*Directions:*
Omit any picture, and return the remaining data exactly as written.

*Supplied material:*
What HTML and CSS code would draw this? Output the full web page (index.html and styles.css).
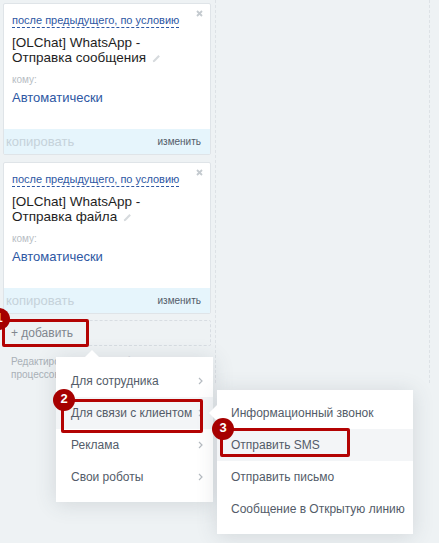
FILE: index.html
```html
<!DOCTYPE html>
<html lang="ru">
<head>
<meta charset="utf-8">
<title>Роботы</title>
<link rel="stylesheet" href="styles.css">
</head>
<body>
<div class="board">
  <div class="columns">
    <div class="col col-main">
      <div class="card">
        <svg class="close" width="7" height="7" viewBox="0 0 7 7"><path d="M1 1L6 6M6 1L1 6" stroke="#c4cacf" stroke-width="1.8"/></svg>
        <div class="card-body">
          <span class="cond">после предыдущего, по условию</span>
          <div class="title">[OLChat] WhatsApp -<br>Отправка сообщения<svg class="pencil" width="9" height="9" viewBox="0 0 9 9"><path d="M0.8 8.2L1.3 6.2L6.4 1.1L7.9 2.6L2.8 7.7Z" fill="#d6dadd"/></svg></div>
          <div class="to-label">кому:</div>
          <div class="to-value">Автоматически</div>
        </div>
        <div class="card-foot"><span class="copy">копировать</span><span class="edit">изменить</span></div>
      </div>
      <div class="card">
        <svg class="close" width="7" height="7" viewBox="0 0 7 7"><path d="M1 1L6 6M6 1L1 6" stroke="#c4cacf" stroke-width="1.8"/></svg>
        <div class="card-body">
          <span class="cond">после предыдущего, по условию</span>
          <div class="title">[OLChat] WhatsApp -<br>Отправка файла<svg class="pencil" width="9" height="9" viewBox="0 0 9 9"><path d="M0.8 8.2L1.3 6.2L6.4 1.1L7.9 2.6L2.8 7.7Z" fill="#d6dadd"/></svg></div>
          <div class="to-label">кому:</div>
          <div class="to-value">Автоматически</div>
        </div>
        <div class="card-foot"><span class="copy">копировать</span><span class="edit">изменить</span></div>
      </div>
      <div class="add"><span class="add-link">+ добавить</span></div>
      <p class="hint">Редактирование стадий бизнес-<br>процессов недоступно</p>
    </div>
    <div class="col col-empty"></div>
  </div>

  <div class="menu menu-1">
    <div class="menu-item">Для сотрудника<svg class="chev" width="5" height="8" viewBox="0 0 5 8"><path d="M1 1L4 4L1 7" fill="none" stroke="#b5bbc1" stroke-width="1.2"/></svg></div>
    <div class="menu-item active">Для связи с клиентом<svg class="chev" width="5" height="8" viewBox="0 0 5 8"><path d="M1 1L4 4L1 7" fill="none" stroke="#b5bbc1" stroke-width="1.2"/></svg></div>
    <div class="menu-item">Реклама<svg class="chev" width="5" height="8" viewBox="0 0 5 8"><path d="M1 1L4 4L1 7" fill="none" stroke="#b5bbc1" stroke-width="1.2"/></svg></div>
    <div class="menu-item">Свои роботы<svg class="chev" width="5" height="8" viewBox="0 0 5 8"><path d="M1 1L4 4L1 7" fill="none" stroke="#b5bbc1" stroke-width="1.2"/></svg></div>
  </div>

  <div class="menu menu-2">
    <div class="menu-item">Информационный звонок</div>
    <div class="menu-item active">Отправить SMS</div>
    <div class="menu-item">Отправить письмо</div>
    <div class="menu-item">Сообщение в Открытую линию</div>
  </div>

  <div class="mark mark-1"></div>
  <div class="mark mark-2"></div>
  <div class="mark mark-3"></div>
  <div class="badge badge-1">1</div>
  <div class="badge badge-2">2</div>
  <div class="badge badge-3">3</div>
</div>
</body>
</html>
```

FILE: styles.css
```css
* { box-sizing: border-box; }

html, body {
  margin: 0;
  padding: 0;
}

body {
  background: #eef2f4;
  font-family: "Liberation Sans", Arial, sans-serif;
  width: 439px;
  height: 543px;
  overflow: hidden;
}

.board {
  position: relative;
  height: 543px;
}

.columns {
  display: flex;
  align-items: stretch;
}

.col-main {
  width: 216px;
  padding: 3px 4px 2px 3px;
  border-right: 1px dashed #dde2e6;
}

.col-empty {
  width: 214px;
  border-right: 1px dashed #dde2e6;
}

/* cards */
.card {
  position: relative;
  height: 152px;
  background: #fff;
  border: 1px solid #dfe4e8;
  border-radius: 2px;
  display: flex;
  flex-direction: column;
}

.card + .card { margin-top: 7px; }

.close {
  position: absolute;
  top: 6px;
  right: 7px;
}

.card-body {
  flex: 1;
  padding: 6px 8px 0 8px;
}

.cond {
  display: inline-block;
  font-size: 11px;
  line-height: 13px;
  color: #2d57a3;
  border-bottom: 1px dashed #2d57a3;
}

.title {
  margin-top: 7px;
  font-size: 13.5px;
  line-height: 15px;
  color: #1e1e1e;
}

.pencil {
  margin-left: 6px;
  vertical-align: -1px;
}

.to-label {
  margin-top: 9px;
  font-size: 10px;
  line-height: 12px;
  color: #b7bdc3;
}

.to-value {
  margin-top: 4px;
  font-size: 13px;
  line-height: 16px;
  color: #2d57a3;
}

.card-foot {
  height: 25px;
  background: #e6f5fc;
  display: flex;
  justify-content: space-between;
  align-items: center;
  padding: 0 9px 0 2px;
}

.copy {
  font-size: 13px;
  color: #c5d2da;
}

.edit {
  font-size: 10px;
  color: #535c69;
}

/* add */
.add {
  margin-top: 6px;
  height: 26px;
  border: 1px dashed #d8dde2;
  border-radius: 2px;
  display: flex;
  align-items: center;
  padding-left: 7px;
}

.add-link {
  font-size: 12px;
  color: #80868e;
}

.hint {
  margin: 9px 0 0 8px;
  font-size: 10px;
  line-height: 13px;
  color: #a9b0b7;
  white-space: nowrap;
}

/* menus */
.menu {
  position: absolute;
  background: #fff;
  box-shadow: 0 2px 20px rgba(60, 72, 88, 0.16);
  padding: 8px 0 9px;
}

.menu-1 {
  left: 56px;
  top: 357px;
  width: 157px;
}

.menu-1::before {
  content: "";
  position: absolute;
  left: 29px;
  top: -7px;
  border-left: 7px solid transparent;
  border-right: 7px solid transparent;
  border-bottom: 7px solid #fff;
}

.menu-2 {
  left: 217px;
  top: 390px;
  width: 196px;
  padding-top: 7px;
}

.menu-2::before {
  content: "";
  position: absolute;
  left: -8px;
  top: 15px;
  border-top: 8px solid transparent;
  border-bottom: 8px solid transparent;
  border-right: 8px solid #fff;
}

.menu-item {
  height: 32px;
  display: flex;
  align-items: center;
  justify-content: space-between;
  padding: 0 10px 0 15px;
  font-size: 12px;
  color: #535c69;
  white-space: nowrap;
}

.menu-2 .menu-item { padding-left: 14px; }

.menu-item.active { background: #f3f5f7; }

/* annotations */
.mark {
  position: absolute;
  border: 3px solid #b30303;
  border-radius: 2px;
}

.mark-1 { left: 2px; top: 319px; width: 87px; height: 28px; }
.mark-2 { left: 61px; top: 399px; width: 142px; height: 34px; }
.mark-3 { left: 220px; top: 428px; width: 130px; height: 29px; }

.badge {
  position: absolute;
  width: 22px;
  height: 22px;
  border-radius: 50%;
  background: #a60000;
  color: #fff;
  font-weight: bold;
  font-size: 13px;
  line-height: 20px;
  text-align: center;
}

.badge-1 { left: -12px; top: 308px; }
.badge-2 { left: 53px; top: 389px; }
.badge-3 { left: 212px; top: 418px; }
```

*The result:*
What HTML and CSS code would draw this? Output the full web page (index.html and styles.css).
FILE: index.html
```html
<!DOCTYPE html>
<html lang="ru">
<head>
<meta charset="utf-8">
<title>Роботы</title>
<link rel="stylesheet" href="styles.css">
</head>
<body>
<div class="board">
  <div class="columns">
    <div class="col col-main">
      <div class="card">
        <svg class="close" width="7" height="7" viewBox="0 0 7 7"><path d="M1 1L6 6M6 1L1 6" stroke="#c4cacf" stroke-width="1.8"/></svg>
        <div class="card-body">
          <span class="cond">после предыдущего, по условию</span>
          <div class="title">[OLChat] WhatsApp -<br>Отправка сообщения<svg class="pencil" width="9" height="9" viewBox="0 0 9 9"><path d="M0.8 8.2L1.3 6.2L6.4 1.1L7.9 2.6L2.8 7.7Z" fill="#d6dadd"/></svg></div>
          <div class="to-label">кому:</div>
          <div class="to-value">Автоматически</div>
        </div>
        <div class="card-foot"><span class="copy">копировать</span><span class="edit">изменить</span></div>
      </div>
      <div class="card">
        <svg class="close" width="7" height="7" viewBox="0 0 7 7"><path d="M1 1L6 6M6 1L1 6" stroke="#c4cacf" stroke-width="1.8"/></svg>
        <div class="card-body">
          <span class="cond">после предыдущего, по условию</span>
          <div class="title">[OLChat] WhatsApp -<br>Отправка файла<svg class="pencil" width="9" height="9" viewBox="0 0 9 9"><path d="M0.8 8.2L1.3 6.2L6.4 1.1L7.9 2.6L2.8 7.7Z" fill="#d6dadd"/></svg></div>
          <div class="to-label">кому:</div>
          <div class="to-value">Автоматически</div>
        </div>
        <div class="card-foot"><span class="copy">копировать</span><span class="edit">изменить</span></div>
      </div>
      <div class="add"><span class="add-link">+ добавить</span></div>
      <p class="hint">Редактирование стадий бизнес-<br>процессов недоступно</p>
    </div>
    <div class="col col-empty"></div>
  </div>

  <div class="menu menu-1">
    <div class="menu-item">Для сотрудника<svg class="chev" width="5" height="8" viewBox="0 0 5 8"><path d="M1 1L4 4L1 7" fill="none" stroke="#b5bbc1" stroke-width="1.2"/></svg></div>
    <div class="menu-item active">Для связи с клиентом<svg class="chev" width="5" height="8" viewBox="0 0 5 8"><path d="M1 1L4 4L1 7" fill="none" stroke="#b5bbc1" stroke-width="1.2"/></svg></div>
    <div class="menu-item">Реклама<svg class="chev" width="5" height="8" viewBox="0 0 5 8"><path d="M1 1L4 4L1 7" fill="none" stroke="#b5bbc1" stroke-width="1.2"/></svg></div>
    <div class="menu-item">Свои роботы<svg class="chev" width="5" height="8" viewBox="0 0 5 8"><path d="M1 1L4 4L1 7" fill="none" stroke="#b5bbc1" stroke-width="1.2"/></svg></div>
  </div>

  <div class="menu menu-2">
    <div class="menu-item">Информационный звонок</div>
    <div class="menu-item active">Отправить SMS</div>
    <div class="menu-item">Отправить письмо</div>
    <div class="menu-item">Сообщение в Открытую линию</div>
  </div>

  <div class="mark mark-1"></div>
  <div class="mark mark-2"></div>
  <div class="mark mark-3"></div>
  <div class="badge badge-1">1</div>
  <div class="badge badge-2">2</div>
  <div class="badge badge-3">3</div>
</div>
</body>
</html>
```

FILE: styles.css
```css
* { box-sizing: border-box; }

html, body {
  margin: 0;
  padding: 0;
}

body {
  background: #eef2f4;
  font-family: "Liberation Sans", Arial, sans-serif;
  width: 439px;
  height: 543px;
  overflow: hidden;
}

.board {
  position: relative;
  height: 543px;
}

.columns {
  display: flex;
  align-items: stretch;
}

.col-main {
  width: 216px;
  padding: 3px 4px 2px 3px;
  border-right: 1px dashed #dde2e6;
}

.col-empty {
  width: 214px;
  border-right: 1px dashed #dde2e6;
}

/* cards */
.card {
  position: relative;
  height: 152px;
  background: #fff;
  border: 1px solid #dfe4e8;
  border-radius: 2px;
  display: flex;
  flex-direction: column;
}

.card + .card { margin-top: 7px; }

.close {
  position: absolute;
  top: 6px;
  right: 7px;
}

.card-body {
  flex: 1;
  padding: 6px 8px 0 8px;
}

.cond {
  display: inline-block;
  font-size: 11px;
  line-height: 13px;
  color: #2d57a3;
  border-bottom: 1px dashed #2d57a3;
}

.title {
  margin-top: 7px;
  font-size: 13.5px;
  line-height: 15px;
  color: #1e1e1e;
}

.pencil {
  margin-left: 6px;
  vertical-align: -1px;
}

.to-label {
  margin-top: 9px;
  font-size: 10px;
  line-height: 12px;
  color: #b7bdc3;
}

.to-value {
  margin-top: 4px;
  font-size: 13px;
  line-height: 16px;
  color: #2d57a3;
}

.card-foot {
  height: 25px;
  background: #e6f5fc;
  display: flex;
  justify-content: space-between;
  align-items: center;
  padding: 0 9px 0 2px;
}

.copy {
  font-size: 13px;
  color: #c5d2da;
}

.edit {
  font-size: 10px;
  color: #535c69;
}

/* add */
.add {
  margin-top: 6px;
  height: 26px;
  border: 1px dashed #d8dde2;
  border-radius: 2px;
  display: flex;
  align-items: center;
  padding-left: 7px;
}

.add-link {
  font-size: 12px;
  color: #80868e;
}

.hint {
  margin: 9px 0 0 8px;
  font-size: 10px;
  line-height: 13px;
  color: #a9b0b7;
  white-space: nowrap;
}

/* menus */
.menu {
  position: absolute;
  background: #fff;
  box-shadow: 0 2px 20px rgba(60, 72, 88, 0.16);
  padding: 8px 0 9px;
}

.menu-1 {
  left: 56px;
  top: 357px;
  width: 157px;
}

.menu-1::before {
  content: "";
  position: absolute;
  left: 29px;
  top: -7px;
  border-left: 7px solid transparent;
  border-right: 7px solid transparent;
  border-bottom: 7px solid #fff;
}

.menu-2 {
  left: 217px;
  top: 390px;
  width: 196px;
  padding-top: 7px;
}

.menu-2::before {
  content: "";
  position: absolute;
  left: -8px;
  top: 15px;
  border-top: 8px solid transparent;
  border-bottom: 8px solid transparent;
  border-right: 8px solid #fff;
}

.menu-item {
  height: 32px;
  display: flex;
  align-items: center;
  justify-content: space-between;
  padding: 0 10px 0 15px;
  font-size: 12px;
  color: #535c69;
  white-space: nowrap;
}

.menu-2 .menu-item { padding-left: 14px; }

.menu-item.active { background: #f3f5f7; }

/* annotations */
.mark {
  position: absolute;
  border: 3px solid #b30303;
  border-radius: 2px;
}

.mark-1 { left: 2px; top: 319px; width: 87px; height: 28px; }
.mark-2 { left: 61px; top: 399px; width: 142px; height: 34px; }
.mark-3 { left: 220px; top: 428px; width: 130px; height: 29px; }

.badge {
  position: absolute;
  width: 22px;
  height: 22px;
  border-radius: 50%;
  background: #a60000;
  color: #fff;
  font-weight: bold;
  font-size: 13px;
  line-height: 20px;
  text-align: center;
}

.badge-1 { left: -12px; top: 308px; }
.badge-2 { left: 53px; top: 389px; }
.badge-3 { left: 212px; top: 418px; }
```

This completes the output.